Turgot rentra quelques heures plus tard à Versailles, et se rendit aussitôt chez le Roi, qui l’accueillit avec ces mots : « Nous avons pour nous notre bonne conscience, et avec cela on est bien fort. » Tous deux tombèrent d’accord pour révoquer la concession arrachée au prince de Beauvau et rétablirent le cours normal du pain[3]. Ces lignes de Turgot, adressées le soir même à l’abbé de Véri, le montrent calme et de sang-froid, et rendent

  1. Documens publiés par M. Dubois de l’Estang, passim.
  2. Les deux lettres du Roi qu’on vient de lire furent, on ne sait comment, connues deux jours plus tard du peuple parisien et diversement commentées. « Bien des gens, rapporte Hardy, ne pouvaient se déterminer à y ajouter foi. Un caporal, disaient-ils, qui rendrait compte à son sergent ne s’y prendrait pas autrement. De pareilles lettres ne peuvent avoir été imaginées que pour jeter le ridicule sur la conduite du souverain. Tandis que les uns raisonnaient ainsi, d’autres admiraient le naturel et la franchise de ces lettres, assez ressemblantes, selon eux, à celles que le bon roi Henri IV écrivait à son cher Sully, et en soutenaient la réalité. » — Journal de Hardy, passim.

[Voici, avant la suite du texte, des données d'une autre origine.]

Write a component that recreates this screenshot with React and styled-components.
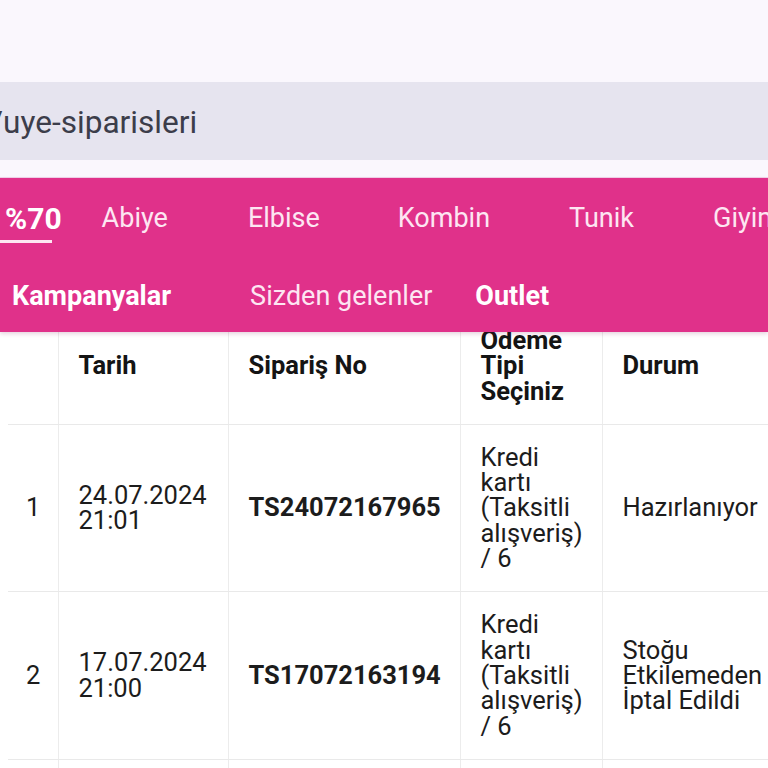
import styled, { createGlobalStyle } from "styled-components";

const Global = createGlobalStyle`
  html, body {
    margin: 0;
    padding: 0;
    background: #faf7fd;
    font-family: Roboto, "Noto Sans", sans-serif;
    overflow: hidden;
  }
`;

const Page = styled.div`
  width: 768px;
  height: 768px;
  overflow: hidden;
  background: #faf7fd;
`;

const TopSpace = styled.div`
  height: 82px;
  background: #faf7fd;
`;

const UrlBar = styled.div`
  height: 78px;
  box-sizing: border-box;
  padding-top: 3px;
  background: #e6e4ef;
  display: flex;
  align-items: center;
  overflow: hidden;
  white-space: nowrap;

  span {
    margin-left: -10px;
    font-size: 31.6px;
    color: #3c3d4a;
  }
`;

const Gap = styled.div`
  height: 17px;
  background: #faf7fd;
  border-bottom: 1px solid #f1d3ea;
`;

const Nav = styled.nav`
  position: relative;
  z-index: 2;
  background: #e0318a;
  box-shadow: 0 2px 4px rgba(120, 20, 80, 0.18);
`;

const NavRow = styled.div`
  height: ${(p) => p.$h}px;
  box-sizing: border-box;
  padding-top: ${(p) => p.$pt || 0}px;
  display: flex;
  align-items: center;
  white-space: nowrap;
  overflow: hidden;
`;

const NavItem = styled.a`
  position: relative;
  flex: none;
  font-size: ${(p) => p.$size || 27}px;
  color: ${(p) => (p.$bold ? "#ffffff" : "#fde6f2")};
  font-weight: ${(p) => (p.$bold ? 700 : 400)};
  padding: 0 ${(p) => p.$pr}px 0 ${(p) => p.$pl}px;

  ${(p) =>
    p.$active &&
    `
    &::after {
      content: "";
      position: absolute;
      left: 0;
      width: 52px;
      bottom: -7px;
      height: 3px;
      background: #fde6f2;
    }
  `}
`;

const TableWrap = styled.div`
  margin-top: -24px;
  background: #ffffff;
  padding-left: 8px;
  overflow: hidden;
`;

const Table = styled.table`
  border-collapse: collapse;
  table-layout: fixed;
  width: 820px;
  color: #1c1c1c;
  font-size: 25.5px;
  line-height: 25.3px;
`;

const Th = styled.th`
  box-sizing: border-box;
  width: ${(p) => p.$w}px;
  text-align: left;
  font-weight: 700;
  color: #141414;
  padding: 20px 12px 20px ${(p) => p.$pl || 20}px;
  border-bottom: 1.5px solid #e9e9e9;
  border-left: ${(p) => (p.$first ? "none" : "1.5px solid #ececec")};
  vertical-align: middle;
`;

const Td = styled.td`
  box-sizing: border-box;
  padding: 20px 12px 20px ${(p) => p.$pl || 20}px;
  border-bottom: 1.5px solid #e9e9e9;
  border-left: ${(p) => (p.$first ? "none" : "1.5px solid #ececec")};
  font-weight: ${(p) => (p.$bold ? 700 : 400)};
  vertical-align: middle;
  white-space: nowrap;
`;

const rows = [
  {
    n: "1",
    date: ["24.07.2024", "21:01"],
    no: "TS24072167965",
    pay: ["Kredi", "kartı", "(Taksitli", "alışveriş)", "/ 6"],
    status: ["Hazırlanıyor"],
  },
  {
    n: "2",
    date: ["17.07.2024", "21:00"],
    no: "TS17072163194",
    pay: ["Kredi", "kartı", "(Taksitli", "alışveriş)", "/ 6"],
    status: ["Stoğu", "Etkilemeden", "İptal Edildi"],
  },
  {
    n: "3",
    date: ["10.07.2024", "18:42"],
    no: "TS10072158211",
    pay: ["Kredi", "kartı", "(Taksitli", "alışveriş)", "/ 6"],
    status: ["Teslim Edildi"],
  },
];

const Lines = ({ items }) =>
  items.map((t, i) => (
    <div key={i}>{t}</div>
  ));

export default function App() {
  return (
    <Page>
      <Global />
      <TopSpace />
      <UrlBar>
        <span>/uye-siparisleri</span>
      </UrlBar>
      <Gap />
      <Nav>
        <NavRow $h={78} $pt={2}>
          <NavItem $bold $active $size={30} $pl={5} $pr={0}>%70</NavItem>
          <NavItem $pl={40} $pr={40}>Abiye</NavItem>
          <NavItem $pl={40} $pr={39}>Elbise</NavItem>
          <NavItem $pl={39} $pr={40}>Kombin</NavItem>
          <NavItem $pl={39} $pr={40}>Tunik</NavItem>
          <NavItem $pl={39} $pr={40}>Giyim</NavItem>
        </NavRow>
        <NavRow $h={76} $pt={4}>
          <NavItem $bold $pl={12} $pr={0}>Kampanyalar</NavItem>
          <NavItem $pl={79} $pr={0}>Sizden gelenler</NavItem>
          <NavItem $bold $pl={43} $pr={0}>Outlet</NavItem>
        </NavRow>
      </Nav>
      <TableWrap>
        <Table>
          <thead>
            <tr>
              <Th $w={50} $first $pl={18}></Th>
              <Th $w={170}>Tarih</Th>
              <Th $w={232}>Sipariş No</Th>
              <Th $w={142}>
                <Lines items={["Ödeme", "Tipi", "Seçiniz"]} />
              </Th>
              <Th $w={226}>Durum</Th>
            </tr>
          </thead>
          <tbody>
            {rows.map((r) => (
              <tr key={r.n}>
                <Td $first $pl={18}>{r.n}</Td>
                <Td>
                  <Lines items={r.date} />
                </Td>
                <Td $bold>{r.no}</Td>
                <Td>
                  <Lines items={r.pay} />
                </Td>
                <Td>
                  <Lines items={r.status} />
                </Td>
              </tr>
            ))}
          </tbody>
        </Table>
      </TableWrap>
    </Page>
  );
}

  3. Le lendemain 3 mai, sur la nouvelle de cet ordre, il y eut encore quelques attroupemens dans Versailles. On expédia sur le champ par les rues des patrouilles de gardes du corps, criant qu’il leur avait été commandé de « tirer sur le premier qui remuerait. » Les chefs de la rébellion venant d’ailleurs de partir pour Paris, cette menace suffit à enrayer tout mouvement populaire.